Sembra fantascienza nel 2020 che la quantità di melanina presente nella pelle di un essere umano, l'occhio a mandorla o un cognome esotico diventino il pretesto per segregare, discriminare, opprimere. Eppure le ricerche dimostrano che è ancora così. Prima che venissero registrati i primi casi di Coronavirus in Italia, si è diffusa la sinofobia, ovvero la paura delle persone di etnia cinese o più genericamente delle persone con connotati asiatici.

Fin dalle primissime settimane dalla notizia della diffusione del contagio, cittadini europei di origine asiatica sono stati vittime di attacchi verbali, online e offline, quando non fisici, perché ritenuti responsabili o portatori del Covid-19. Risultano anche casi di retorica razzista che incolperebbero ebrei, migranti, musulmani o rom, della diffusione del virus.

Segnala il sito razzismobruttastoria.net, un’associazione che cerca di contrastare il razzismo con la cultura, per smontare gli stereotipo che sono alla base di tutte le discriminazioni.

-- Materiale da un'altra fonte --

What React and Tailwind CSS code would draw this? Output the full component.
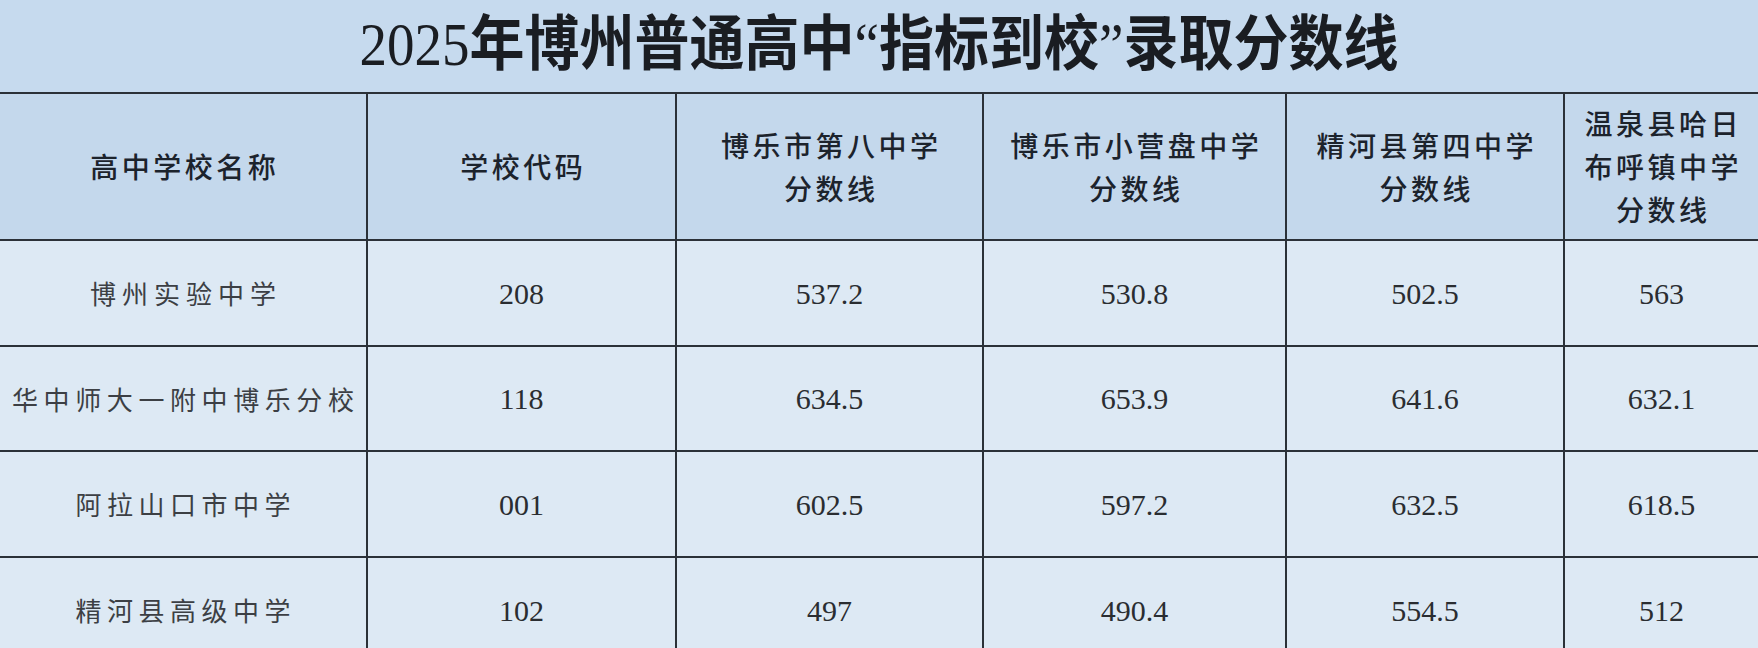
import React from 'react';

// 2025 博州 "指标到校" 录取分数线 table

const headers = [
  ['高中学校名称'],
  ['学校代码'],
  ['博乐市第八中学', '分数线'],
  ['博乐市小营盘中学', '分数线'],
  ['精河县第四中学', '分数线'],
  ['温泉县哈日', '布呼镇中学', '分数线'],
];

// name spread over a fixed width, like the justified cells of the source sheet
const rows = [
  { name: '博州实验中学', w: 'w-[186px]', h: 'h-[106px]', values: ['208', '537.2', '530.8', '502.5', '563'] },
  { name: '华中师大一附中博乐分校', w: 'w-[342px]', h: 'h-[105px]', values: ['118', '634.5', '653.9', '641.6', '632.1'] },
  { name: '阿拉山口市中学', w: 'w-[215px]', h: 'h-[106px]', values: ['001', '602.5', '597.2', '632.5', '618.5'] },
  { name: '精河县高级中学', w: 'w-[215px]', h: 'h-[106px]', values: ['102', '497', '490.4', '554.5', '512'] },
];

const cjk = "font-['Noto_Sans_CJK_SC',sans-serif]";
const serif = "font-['Liberation_Serif','Noto_Sans_CJK_SC',serif]";

export default function App() {
  return (
    <div className="w-[1758px] h-[648px] overflow-hidden bg-[#dde9f4]">
      {/* Title */}
      <div className="h-[92px] bg-[#c6daee] flex items-center justify-center pb-[4px]">
        <h1 className={`${serif} text-[55px] leading-none text-[#1a1d22] scale-y-110 whitespace-nowrap`}>
          <span className="font-normal">2025</span>
          <span className="font-bold">年博州普通高中</span>
          <span className="font-normal">“</span>
          <span className="font-bold">指标到校</span>
          <span className="font-normal">”</span>
          <span className="font-bold">录取分数线</span>
        </h1>
      </div>

      <div className="grid grid-cols-[366px_309px_307px_303px_278px_1fr]">
        {/* Header row */}
        {headers.map((lines, i) => (
          <div
            key={i}
            className={`h-[147px] bg-[#c4d8ec] border-t-2 border-[#2b3138] flex flex-col items-center justify-center ${
              i > 0 ? 'border-l-2' : ''
            }`}
          >
            {lines.map((l, j) => (
              <div
                key={j}
                className={`${cjk} text-[28px] leading-[43px] font-medium tracking-[3.5px] text-[#1c232c] pl-[3.5px] whitespace-nowrap`}
              >
                {l}
              </div>
            ))}
          </div>
        ))}

        {/* Data rows */}
        {rows.map((r, ri) => (
          <React.Fragment key={ri}>
            <div className={`${r.h} border-t-2 border-[#2b3138] flex items-center justify-center`}>
              <div className={`${r.w} flex justify-between ${cjk} text-[26px] leading-none text-[#3c3f44]`}>
                {r.name.split('').map((c, ci) => (
                  <span key={ci}>{c}</span>
                ))}
              </div>
            </div>
            {r.values.map((v, vi) => (
              <div
                key={vi}
                className={`${r.h} border-t-2 border-l-2 border-[#2b3138] flex items-center justify-center ${serif} text-[30px] text-[#2a2d31]`}
              >
                {v}
              </div>
            ))}
          </React.Fragment>
        ))}
      </div>
    </div>
  );
}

Le reazioni dei diretti interessati sono andate tutte in un'unica, pacifica, direzione: la richiesta di essere accettati. Su Twitter un ragazzo francese Lou Chengwang ha lanciato la campagna #JeNeSuisPasUnVirus: “Sono cinese, ma non sono un virus. Capisco che tutti abbiano paura, ma non abbiate pregiudizi, per favore.” Ha fatto eco l'iniziativa di Massimiliano, un ragazzo fiorentino italo-cinese che ha girato un video per sensibilizzare contro l'indifferenza e la paura delle persone che incontra ogni giorno per strada.

DA LEGGERE

Il razzismo spiegato a mia figlia, di Tahar Ben Jelloun. Pubblicato nel 1998 dallo scrittore franco-marocchino, è un classico contemporaneo: un dialogo tra un padre e la sua bambina di 10 anni, per educarla ai valori del rispetto e della tolleranza. Ti servirà a comprendere meglio un tema estremamente complesso come il razzismo e i suoi "colori" (tutte tinte fosche!), inclusi l'estremismo e il fondamentalismo di cui sono piene ogni giorno le news.

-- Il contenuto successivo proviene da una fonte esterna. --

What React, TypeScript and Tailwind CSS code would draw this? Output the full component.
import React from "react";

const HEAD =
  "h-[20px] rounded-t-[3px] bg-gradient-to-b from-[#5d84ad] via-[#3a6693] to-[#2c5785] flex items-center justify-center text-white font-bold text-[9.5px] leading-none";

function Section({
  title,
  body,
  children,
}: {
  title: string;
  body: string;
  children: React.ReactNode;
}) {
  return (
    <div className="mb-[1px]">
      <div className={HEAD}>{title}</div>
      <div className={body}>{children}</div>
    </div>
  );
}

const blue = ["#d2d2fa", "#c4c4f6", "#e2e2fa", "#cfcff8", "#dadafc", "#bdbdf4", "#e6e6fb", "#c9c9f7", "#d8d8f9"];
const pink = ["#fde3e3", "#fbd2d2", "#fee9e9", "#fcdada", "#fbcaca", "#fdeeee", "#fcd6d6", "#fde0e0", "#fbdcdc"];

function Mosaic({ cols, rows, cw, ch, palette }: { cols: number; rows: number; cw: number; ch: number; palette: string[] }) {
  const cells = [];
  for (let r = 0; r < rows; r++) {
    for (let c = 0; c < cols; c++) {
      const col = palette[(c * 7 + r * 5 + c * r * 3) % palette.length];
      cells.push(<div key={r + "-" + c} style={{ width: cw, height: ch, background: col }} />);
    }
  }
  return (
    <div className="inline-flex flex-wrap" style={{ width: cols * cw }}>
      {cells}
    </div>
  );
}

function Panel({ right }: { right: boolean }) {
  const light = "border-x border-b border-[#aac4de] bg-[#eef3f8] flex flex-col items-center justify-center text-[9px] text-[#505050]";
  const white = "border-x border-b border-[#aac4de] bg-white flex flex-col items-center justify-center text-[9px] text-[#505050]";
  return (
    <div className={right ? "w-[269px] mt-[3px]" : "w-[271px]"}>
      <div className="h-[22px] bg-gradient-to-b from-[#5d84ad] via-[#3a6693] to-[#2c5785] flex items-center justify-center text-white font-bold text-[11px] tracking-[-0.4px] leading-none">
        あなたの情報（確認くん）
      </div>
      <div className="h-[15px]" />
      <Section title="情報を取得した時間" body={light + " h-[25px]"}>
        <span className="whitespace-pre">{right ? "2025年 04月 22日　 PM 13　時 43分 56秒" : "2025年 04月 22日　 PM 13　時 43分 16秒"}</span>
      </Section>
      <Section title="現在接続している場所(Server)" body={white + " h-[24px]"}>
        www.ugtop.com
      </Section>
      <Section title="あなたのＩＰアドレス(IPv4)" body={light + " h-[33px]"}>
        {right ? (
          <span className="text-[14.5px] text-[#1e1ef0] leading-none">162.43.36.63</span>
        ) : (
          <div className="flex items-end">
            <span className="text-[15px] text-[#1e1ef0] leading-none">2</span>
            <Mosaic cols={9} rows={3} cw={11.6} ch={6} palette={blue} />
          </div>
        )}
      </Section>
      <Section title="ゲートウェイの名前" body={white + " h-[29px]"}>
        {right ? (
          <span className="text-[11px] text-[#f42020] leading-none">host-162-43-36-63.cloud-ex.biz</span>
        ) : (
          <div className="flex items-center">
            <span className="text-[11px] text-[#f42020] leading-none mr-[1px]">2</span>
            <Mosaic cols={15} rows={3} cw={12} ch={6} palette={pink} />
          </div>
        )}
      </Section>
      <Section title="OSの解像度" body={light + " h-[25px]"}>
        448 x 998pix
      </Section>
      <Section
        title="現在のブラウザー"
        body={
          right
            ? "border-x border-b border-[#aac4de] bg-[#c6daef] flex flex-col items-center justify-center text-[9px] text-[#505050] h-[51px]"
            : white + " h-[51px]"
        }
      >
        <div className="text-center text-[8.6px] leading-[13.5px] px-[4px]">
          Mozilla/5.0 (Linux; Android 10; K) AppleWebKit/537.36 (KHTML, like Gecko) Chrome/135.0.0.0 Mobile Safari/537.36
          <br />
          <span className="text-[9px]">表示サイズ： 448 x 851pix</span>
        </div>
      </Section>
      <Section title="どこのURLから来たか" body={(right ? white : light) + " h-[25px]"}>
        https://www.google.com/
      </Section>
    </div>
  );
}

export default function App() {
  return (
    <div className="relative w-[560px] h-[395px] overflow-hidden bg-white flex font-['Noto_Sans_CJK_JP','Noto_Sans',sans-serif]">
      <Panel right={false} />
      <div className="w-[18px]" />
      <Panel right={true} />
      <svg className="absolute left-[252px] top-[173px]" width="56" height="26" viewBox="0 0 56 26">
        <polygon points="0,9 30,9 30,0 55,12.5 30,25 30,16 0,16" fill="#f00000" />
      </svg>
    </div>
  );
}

Nella testa del Dragone, di Giada Messetti. Uscito il 3 marzo per Mondadori in piena pandemia. Racconta quasi vent'anni, dal 2002 in cui è andata a studiare a Pechino, fino ai giorni nostri. Ti racconta un paese complesso come la Cina con lo sguardo di una ragazza che da Udine è diventata una profonda conoscitrice del paese.

Il dottor Li e il virus con in testa una corona, di Francesca Cavallo. è un libro illustrato sul medico cinese Li Wenliang che ha scoperto per primo l'esistenza del virus. Un antidoto alle teorie del complotto, ai pregiudizi e alle fake news. L'autrice è Francesca Cavallo, la stessa delle Storie della Buonanotte per Bambine Ribelli, con i disegni di by Claudia Flandoli. Puoi finanziarlo su Kickstarter.